El poder fáctico de los EUA en los asuntos nacionales fue discreto y se ejerció bajo cuerda hasta la Segunda Guerra Mundial, cuando el tío Sam se quitó la máscara y nos metió al redil para luego en la Guerra Fría, ya exigir y conseguir la alineación de México a sus intereses; era irremediable, México no se puede mudar de continente. Pero los tiempos cambian y el reacomodo económico-comercial mundial que llamamos globalización, impuso nuevas condiciones que permitieron a México a la entrada en vigor del Tratado de Libre Comercio, el 1 de enero de 1994 (hoy es el T-MEC), conseguir trato de igual con los EUA, regulado legalmente.

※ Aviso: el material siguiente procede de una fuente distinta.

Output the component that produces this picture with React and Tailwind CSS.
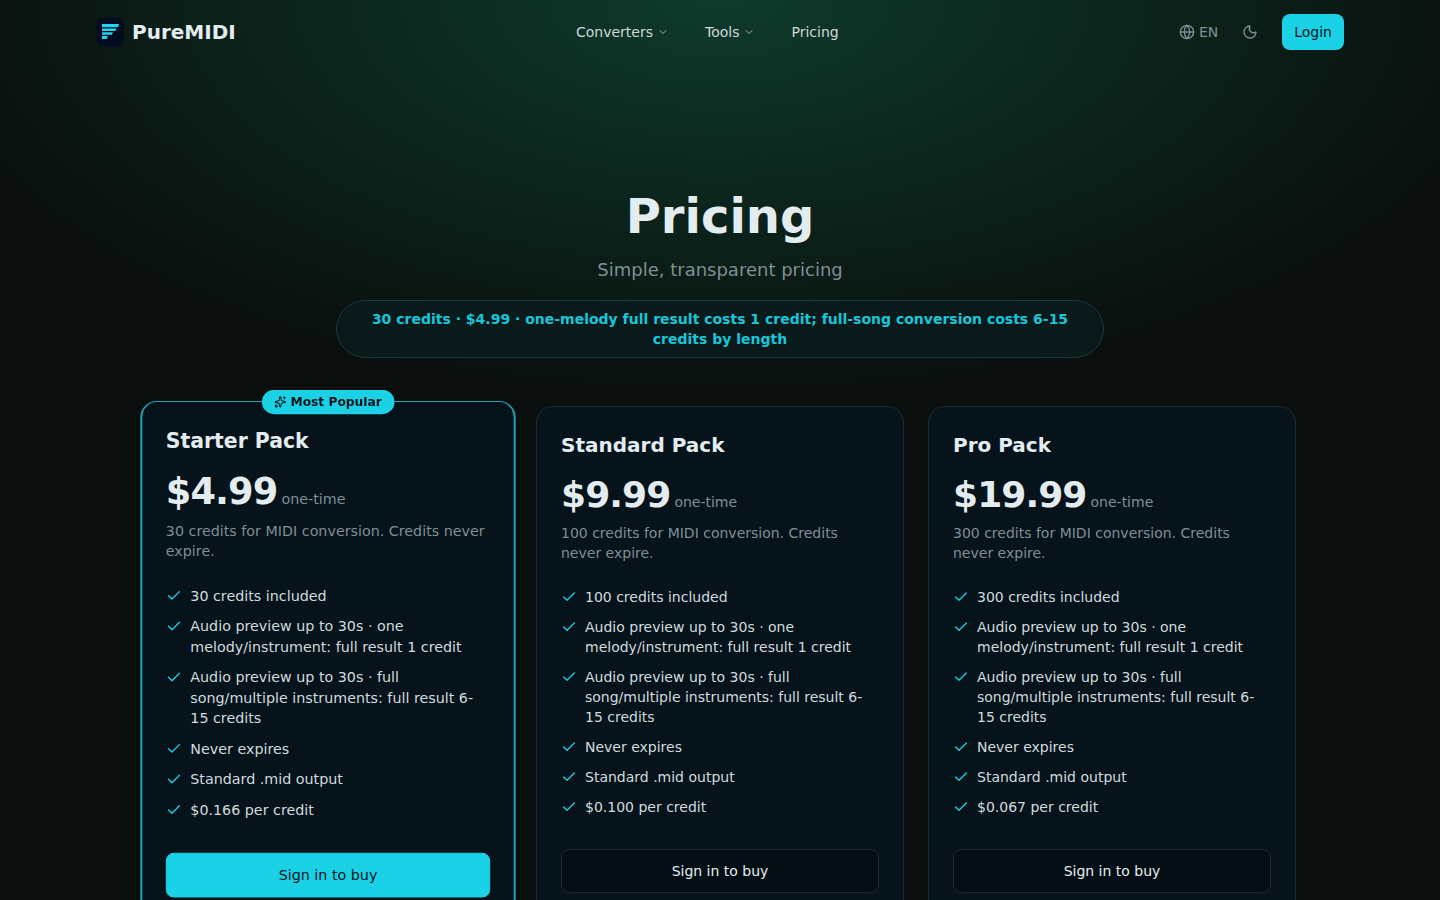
import { Check, ChevronDown, Globe, Moon, Sparkles } from "lucide-react";

const plans = [
  { name: "Starter Pack", price: "$4.99", desc: "30 credits for MIDI conversion. Credits never expire.", credits: "30 credits included", per: "$0.166 per credit", popular: true },
  { name: "Standard Pack", price: "$9.99", desc: "100 credits for MIDI conversion. Credits never expire.", credits: "100 credits included", per: "$0.100 per credit" },
  { name: "Pro Pack", price: "$19.99", desc: "300 credits for MIDI conversion. Credits never expire.", credits: "300 credits included", per: "$0.067 per credit" },
];

function Logo() {
  return (
    <div className="flex h-7 w-7 items-center justify-center rounded-lg bg-[#020c1e]">
      <svg width="18" height="18" viewBox="0 0 18 18" fill="#22d3ee">
        <path d="M1 1h17l-.9 3.2H1z" />
        <path d="M1 5.4h14.4l-.9 2.7H1z" />
        <path d="M1 9.2h10.9l-.9 2.6H1z" />
        <path d="M1 13h5.8l-.8 3H1z" />
      </svg>
    </div>
  );
}

function Card({ plan }) {
  const features = [
    plan.credits,
    "Audio preview up to 30s · one melody/instrument: full result 1 credit",
    "Audio preview up to 30s · full song/multiple instruments: full result 6-15 credits",
    "Never expires",
    "Standard .mid output",
    plan.per,
  ];
  return (
    <div className={`relative rounded-2xl border bg-[#06131b] py-6 ${plan.popular ? "scale-[1.02] border-x-2 border-[#1aa3b4] px-[23px]" : "border-[#1b2a33] px-6"}`}>
      {plan.popular && (
        <div className="absolute -top-3 left-1/2 flex h-6 -translate-x-1/2 items-center gap-1 rounded-full bg-[#1ad1e5] px-3 text-xs font-semibold whitespace-nowrap text-[#04141c]">
          <Sparkles size={12} />
          Most Popular
        </div>
      )}
      <h3 className="text-xl leading-7 font-semibold text-[#e3edf0]">{plan.name}</h3>
      <div className="mt-4 flex items-baseline gap-1">
        <span className="text-4xl leading-10 font-bold tracking-tight text-[#e3edf0]">{plan.price}</span>
        <span className="text-sm text-[#7f8f96]">one-time</span>
      </div>
      <p className="mt-2 text-sm leading-5 text-[#7f8f96]">{plan.desc}</p>
      <ul className="mt-6 flex flex-col gap-2.5">
        {features.map((f) => (
          <li key={f} className="flex gap-2 text-sm leading-5 text-[#d0dbde]">
            <Check size={16} strokeWidth={2} className="mt-0.5 shrink-0 text-[#1ad1e5]" />
            <span>{f}</span>
          </li>
        ))}
      </ul>
      <button className={`mt-8 flex h-11 w-full items-center justify-center rounded-lg border text-sm ${plan.popular ? "border-[#1ad1e5] bg-[#1ad1e5] text-[#04141c]" : "border-[#1b2a33] bg-[#030e15] text-[#e3edf0]"}`}>
        Sign in to buy
      </button>
    </div>
  );
}

export default function App() {
  return (
    <div className="h-[900px] overflow-hidden bg-[#0a0f0d] bg-[radial-gradient(ellipse_820px_400px_at_50%_0%,#0e3a2c_0%,#0a0f0d_100%)] font-['DejaVu_Sans',sans-serif]">
      <header className="mx-auto flex h-16 max-w-7xl items-center justify-between px-4">
        <div className="flex items-center gap-2">
          <Logo />
          <span className="text-xl font-bold text-[#e3edf0]">PureMIDI</span>
        </div>
        <nav className="flex items-center gap-9 text-sm text-[#cdd9da]">
          <span className="flex items-center gap-1">Converters <ChevronDown size={12} className="text-[#9fb0b3]" /></span>
          <span className="flex items-center gap-1">Tools <ChevronDown size={12} className="text-[#9fb0b3]" /></span>
          <span>Pricing</span>
        </nav>
        <div className="flex items-center gap-4">
          <span className="flex items-center gap-1 text-sm text-[#7f8f96]"><Globe size={16} />EN</span>
          <span className="flex h-8 w-8 items-center justify-center text-[#7f8f96]"><Moon size={16} /></span>
          <button className="h-9 rounded-lg bg-[#1ad1e5] px-3 text-sm text-[#04141c]">Login</button>
        </div>
      </header>
      <main className="mx-auto max-w-6xl pt-[128px]">
        <h1 className="text-center text-5xl leading-none font-bold text-[#e3edf0]">Pricing</h1>
        <p className="mt-[16px] text-center text-lg leading-7 text-[#7f8f96]">Simple, transparent pricing</p>
        <div className="mx-auto mt-4 max-w-3xl rounded-full border border-[#123a3f] bg-[#0a1a1b] px-6 py-2 text-center text-sm leading-5 font-semibold text-[#18c6d9]">
          30 credits · $4.99 · one-melody full result costs 1 credit; full-song conversion costs 6-15 credits by length
        </div>
        <div className="mt-12 grid grid-cols-3 gap-6">
          {plans.map((p) => <Card key={p.name} plan={p} />)}
        </div>
      </main>
    </div>
  );
}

Ese tratado dislocó el arreglo de la política nacional. El país participaría en el concierto mundial, sí, pero no con su democracia de cartón piedra: elecciones legalitas, derechos humanos en la Constitución, Poder Judicial efectivamente soberano y más cosas. Por ese reacomodo mansamente el PRI entregó el poder al PAN y lo recuperó para volver a entregarlo, ahora a Andrés Manuel López Obrador, que Morena no ganó, ganó él.
Pero hoy en México a diferencia del pasado, los principales poderes fácticos, los EUA y el capital nacional y extranjero, no necesitan embozarse, han firmado tratados y contratos apegados a Derecho y nuestras leyes. Sus exigencias son legales y sí, legítimas.
Este Presidente en realidad es un aficionado en eso del poder y el gobernar, por eso cree que es cosa de poner la pata dura, para recuperar la presidencia imperial de hace 50 años, la del lenguaraz Luis Echeverría. A ello obedece que exija lealtad ciega y que toda crítica lo ofenda; por eso su impúdico enfrentamiento con el Poder Judicial para bajo amenaza, conseguir que no proteja la ley a los inversionistas de la industria eléctrica.
Ya se va a enterar por las buenas o por las otras, que ya no es al gusto, es menú de comida corrida.